A key aspect of how the operational semantics is developed is called “alignment” [3, 4]: to implement coherent sharing of values, an instance of operator \(\texttt {nbr}\) (say it is localised in position p of the vtree), is such that it gathers values from neighbours by retrieving them in the same position (p) of all vtrees contained in \(\varTheta \). This is the cornerstone technique to support a declarative and compositional specification of interactions, and hence, of global level coordination.

2.2 On “Multiple Alignments”

Conceptually, and technically, FC is used to specify a “single field computation” working on the entire available domain. As a paradigmatic example, consider a gradient [2, 25, 34], namely, a field of hop-by-hop distances based on local estimates metric (a field of neighbouring real values) from the closest node in source (a field of boolean values):

figure a

If sns is a sensor giving true only at a device s (and false everywhere else) and nbrRange is a sensor giving local estimate distances from neighbours (as a range detector would support), then the main expression gradient(sns,nbrRange) gives a field stabilising to a situation where each device is mapped to its (hop-by-hop, nearest) distance to s [2, 4, 16, 25, 34]. If multiple devices are sources, estimated distance considers the nearest source.

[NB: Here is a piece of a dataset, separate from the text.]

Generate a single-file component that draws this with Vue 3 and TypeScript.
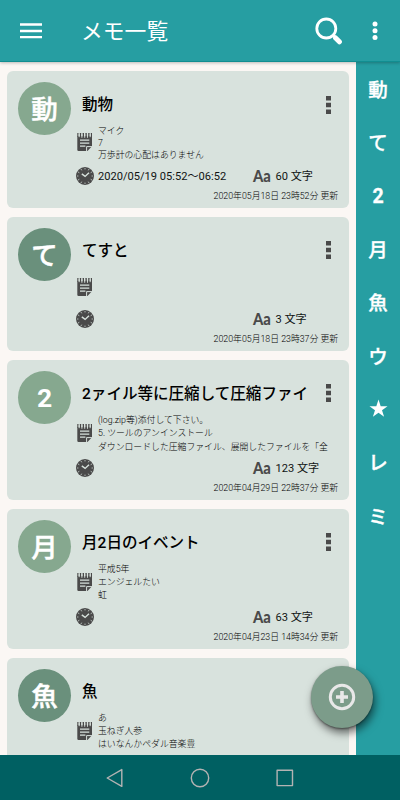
<script setup lang="ts">
interface Memo {
  mark: string
  tone: 'light' | 'dark'
  title: string
  lines: string[]
  schedule: string
  count: string
  updated: string
}

const memos: Memo[] = [
  { mark: '動', tone: 'light', title: '動物', lines: ['マイク', '7', '万歩計の心配はありません'], schedule: '2020/05/19 05:52～06:52', count: '60 文字', updated: '2020年05月18日 23時52分 更新' },
  { mark: 'て', tone: 'dark', title: 'てすと', lines: [], schedule: '', count: '3 文字', updated: '2020年05月18日 23時37分 更新' },
  { mark: '2', tone: 'light', title: '2ァイル等に圧縮して圧縮ファイ', lines: ['(log.zip等)添付して下さい。', '5. ツールのアンインストール', 'ダウンロードした圧縮ファイル、展開したファイルを「全'], schedule: '', count: '123 文字', updated: '2020年04月29日 22時37分 更新' },
  { mark: '月', tone: 'light', title: '月2日のイベント', lines: ['平成5年', 'エンジェルたい', '虹'], schedule: '', count: '63 文字', updated: '2020年04月23日 14時34分 更新' },
  { mark: '魚', tone: 'dark', title: '魚', lines: ['あ', '玉ねぎ人参', 'はいなんかペダル音楽豊'], schedule: '', count: '', updated: '' },
]

const indexMarks: string[] = ['動', 'て', '2', '月', '魚', 'ウ', '★', 'レ', 'ミ']
const ticks: number[] = Array.from({ length: 12 }, (_, i) => i * 30)
const isAscii = (s: string): boolean => /^[\x20-\x7e]+$/.test(s)
</script>

<template>
  <div class="screen">
    <header class="bar">
      <svg class="menu" viewBox="0 0 22 16"><path d="M0 1.5h22M0 8h22M0 14.2h22" /></svg>
      <h1>メモ一覧</h1>
      <svg class="search" viewBox="0 0 28 28">
        <circle cx="11.3" cy="11.5" r="9.5" />
        <path class="neck" d="M18 18l3 3" />
        <path class="grip" d="M20.6 21l3.8 3.8" />
      </svg>
      <svg class="more" viewBox="0 0 6 20">
        <circle cx="3" cy="3" r="2.5" /><circle cx="3" cy="9.7" r="2.5" /><circle cx="3" cy="16.4" r="2.5" />
      </svg>
    </header>

    <div class="content">
      <main class="list">
        <article v-for="m in memos" :key="m.mark" class="card">
          <div class="avatar" :class="[m.tone, { digit: isAscii(m.mark) }]">{{ m.mark }}</div>
          <div class="info">
            <div class="head">
              <h2>{{ m.title }}</h2>
              <svg class="dots" viewBox="0 0 5 18"><path d="M0 0h5v4.4H0zM0 6.8h5v4.4H0zM0 13.6h5V18H0z" /></svg>
            </div>
            <div class="body">
              <svg class="note" viewBox="0 0 15 18">
                <path class="ink" d="M.3 3.2H15v10L10.5 18H1.5Q.3 18 .3 16.8z" />
                <path class="ink" d="M.3 0h1.2v4H.3zM2.8 0h1.4v4H2.8zM5.6 0H7v4H5.6zM8.4 0h1.4v4H8.4zM11.2 0h1.4v4h-1.4zM13.8 0H15v4h-1.2z" />
                <path class="cut" d="M2.2 1.2v3M4.9 1.2v3.6M7.7 1.2v3.6M10.5 1.2v3.6M13.2 1.2v3" />
                <path class="rule" d="M3 7.2h9.3M3 10.2h9.3M3 13.2h5.4" />
                <path class="fold" d="M9.6 18.2v-4.6H15.2" />
              </svg>
              <div class="lines">
                <p v-for="l in m.lines" :key="l" :class="{ ascii: isAscii(l) }">{{ l }}</p>
              </div>
            </div>
            <div class="meta">
              <svg class="clock" viewBox="0 0 18 18">
                <circle cx="9" cy="9" r="9" />
                <path v-for="t in ticks" :key="t" class="tick" d="M9 1.1v1.3" :transform="`rotate(${t} 9 9)`" />
                <path class="hands" d="M5.8 6.9L9.1 9.4L13 5.7" />
              </svg>
              <span class="schedule">{{ m.schedule }}</span>
              <template v-if="m.count">
                <b class="aa">Aa</b>
                <span class="count">{{ m.count }}</span>
              </template>
            </div>
            <div class="updated">{{ m.updated }}</div>
          </div>
        </article>
      </main>
      <nav class="index">
        <span v-for="c in indexMarks" :key="c" :class="{ digit: isAscii(c) }">
          <svg v-if="c === '★'" class="star" viewBox="0 0 20 20"><path d="M10 .5l2.3 7h7.2l-5.8 4.3 2.2 7L10 14.5l-5.9 4.3 2.2-7L.5 7.5h7.2z" /></svg>
          <template v-else>{{ c }}</template>
        </span>
      </nav>
    </div>

    <footer class="system">
      <svg viewBox="0 0 20 20"><path d="M2.2 10L16.8 1.6V18.4z" /></svg>
      <svg viewBox="0 0 20 20"><circle cx="10" cy="10" r="8.7" /></svg>
      <svg viewBox="0 0 20 20"><path d="M2.1 2.2h15.4v15.4H2.1z" /></svg>
    </footer>

    <button class="fab" aria-label="追加">
      <svg viewBox="0 0 28 28"><circle cx="14" cy="14" r="11.7" /><path d="M14 8v12M8 14h12" /></svg>
    </button>
  </div>
</template>

<style>
body {
  margin: 0;
}
</style>

<style scoped>
.screen {
  position: relative;
  display: flex;
  flex-direction: column;
  width: 400px;
  height: 800px;
  overflow: hidden;
  background: #fbf7f4;
  font-family: Roboto, "Noto Sans CJK JP", sans-serif;
  color: #101413;
}
h1, h2, p {
  margin: 0;
}
svg {
  display: block;
  flex: none;
}
.bar {
  box-sizing: border-box;
  flex: none;
  display: flex;
  align-items: center;
  height: 62px;
  padding-left: 20px;
  background: #269ea2;
  border-bottom: 1px solid #118e91;
  box-shadow: 0 1px 3px rgba(0, 0, 0, .25);
  z-index: 1;
}
.menu {
  width: 22px;
  height: 16px;
  stroke: #fff;
  stroke-width: 2.3;
}
h1 {
  width: 234px;
  margin-left: 39px;
  padding-top: 2px;
  font-size: 21.8px;
  line-height: 32px;
  font-weight: 400;
  color: #fff;
}
.search {
  width: 28px;
  height: 28px;
  fill: none;
  stroke: #fff;
  stroke-width: 2.8;
}
.search .grip {
  stroke-width: 5;
  stroke-linecap: round;
}
.more {
  width: 6px;
  height: 20px;
  margin-left: 29px;
  fill: #fff;
}
.content {
  flex: 1;
  min-height: 0;
  display: flex;
  overflow: hidden;
}
.list {
  flex: 1;
  min-width: 0;
  display: flex;
  flex-direction: column;
  gap: 9px;
  padding: 9px 7px 0;
}
.card {
  flex: none;
  box-sizing: border-box;
  display: flex;
  padding: 11px 11px 7px;
  border-radius: 6px;
  background: #d8e2dd;
}
.avatar {
  flex: none;
  box-sizing: border-box;
  display: flex;
  align-items: center;
  justify-content: center;
  width: 53px;
  height: 53px;
  padding-top: 3px;
  border-radius: 50%;
  font-size: 26.5px;
  font-weight: 500;
  line-height: 1;
  color: #fff;
  -webkit-text-stroke: .5px #fff;
}
.avatar.digit {
  padding-top: 2px;
  font-weight: 700;
  -webkit-text-stroke: 0;
}
.avatar.light {
  background: #86a88f;
}
.avatar.dark {
  background: #6a907c;
}
.info {
  flex: 1;
  min-width: 0;
}
.head {
  display: flex;
  align-items: center;
  justify-content: space-between;
  height: 42px;
  margin-left: 11px;
  margin-right: 7px;
}
h2 {
  padding-top: 4px;
  font-size: 15.55px;
  line-height: 24px;
  font-weight: 500;
  color: #000;
  white-space: nowrap;
}
.dots {
  width: 5px;
  height: 18px;
  margin-top: 3px;
  fill: #4a4a4a;
}
.body {
  display: flex;
  align-items: center;
  min-height: 34px;
  margin-left: 6px;
}
.note {
  width: 15px;
  height: 18px;
  margin-right: 6px;
}
.ink {
  fill: #4a4a4a;
}
.cut, .rule, .fold {
  fill: none;
  stroke: #d8e2dd;
  stroke-width: 1.2;
}
.cut {
  stroke-width: .9;
}
.fold {
  stroke-width: 1;
}
.lines {
  white-space: nowrap;
  font-size: 8.85px;
  font-weight: 300;
  color: #000;
}
.lines p {
  box-sizing: border-box;
  height: 13.3px;
  padding-top: 1px;
  line-height: 13.3px;
}
.lines p.ascii {
  height: 10.4px;
  line-height: 10.4px;
}
.meta {
  display: flex;
  align-items: center;
  height: 30px;
  margin-left: 5px;
  font-size: 11.1px;
  line-height: 16px;
  white-space: nowrap;
}
.clock {
  width: 18px;
  height: 18px;
  margin-right: 4px;
  fill: #4a4a4a;
}
.tick, .hands {
  fill: none;
  stroke: #d8e2dd;
  stroke-width: .8;
}
.hands {
  stroke-width: 1.4;
}
.schedule {
  width: 155px;
}
.schedule, .count {
  padding-top: 3px;
}
.aa {
  width: 22.5px;
  font: 900 17.5px/20px Lato, sans-serif;
  color: #4a4a4a;
  transform: scaleX(.84);
  transform-origin: left;
}
.updated {
  height: 10px;
  line-height: 10px;
  font-size: 8.8px;
  font-weight: 300;
  color: #000;
  text-align: right;
  white-space: nowrap;
}
.index {
  flex: none;
  width: 44px;
  display: flex;
  flex-direction: column;
  background: #269ea2;
  color: #fff;
  font-size: 19.5px;
  font-weight: 500;
  -webkit-text-stroke: .3px #fff;
}
.index span {
  display: flex;
  align-items: center;
  justify-content: center;
  height: 53.3px;
}
.index span.digit {
  padding-top: 2px;
  height: 51.3px;
  font-weight: 700;
}
.star {
  width: 19px;
  height: 19px;
  fill: #fff;
}
.system {
  flex: none;
  display: flex;
  justify-content: center;
  align-items: center;
  gap: 65px;
  height: 45px;
  background: #006062;
}
.system svg {
  width: 20px;
  height: 20px;
  fill: none;
  stroke: #b3b3b3;
  stroke-width: 1.4;
  stroke-linejoin: round;
}
.fab {
  position: absolute;
  right: 27px;
  bottom: 72px;
  display: flex;
  align-items: center;
  justify-content: center;
  width: 62px;
  height: 62px;
  padding: 0;
  border: 0;
  border-radius: 50%;
  background: #7c9c8a;
  box-shadow: 2px 5px 9px rgba(0, 0, 0, .55), 0 1px 2px rgba(0, 0, 0, .4);
}
.fab svg {
  width: 28px;
  height: 28px;
  fill: none;
  stroke: #e8e8e8;
  stroke-width: 3;
}
.fab path {
  stroke-width: 3.6;
}
</style>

There are mechanisms in FC to tweak this “single field computation” model. First of all, one could realise two computations by a field of pairs of values, say pair(v1,v2): e.g., expression pair(gradient(sns1,nbrRange), gradient(sns2,nbrRange)) would actually generate two completely independent gradient computations. The same approach is applicable to realise an arbitrary number of computations, but this practically works only if the number of such computations is small, known, and uniform across space and time, otherwise, FC has no mechanism to capture the abstraction of “aligned iteration” over a collection of values conceptually belonging to different computations.

A second key aspect involves the ability to restrict the domain of a computation. It is true that, by branching, one can prevent evaluation of some subexpressions—e.g., in function limitedGradient, if area is a boolean field giving true to a small subdomain, then computation of gradient is limited there. However, this approach has limitations as well: if one wants to limit a gradient to span the ball-like area where distances from the source are smaller than a given value, hence setting area to “gradient(source,metric) < range”, there would be no direct way of avoiding computation of gradient outside that limited ball, because the decision on whether an event is inside or outside the ball has to be reconsidered everywhere and everytime.

So, technically, in FC there are no constructs to directly model, e.g., a reusable function that turns a field of boolean sources into a collection of independent gradients, one per source: that would require to create a field of lists of reals, of arbitrary size across space-time, but crucially this would not correctly support alignment. More generally, and although being universal [1], FC falls short in expressing the situation in which a field computation is composed of a set of subcomputations that is dynamic in the sense that has changing size over space and time. But this is precisely what is needed to support aggregate processes.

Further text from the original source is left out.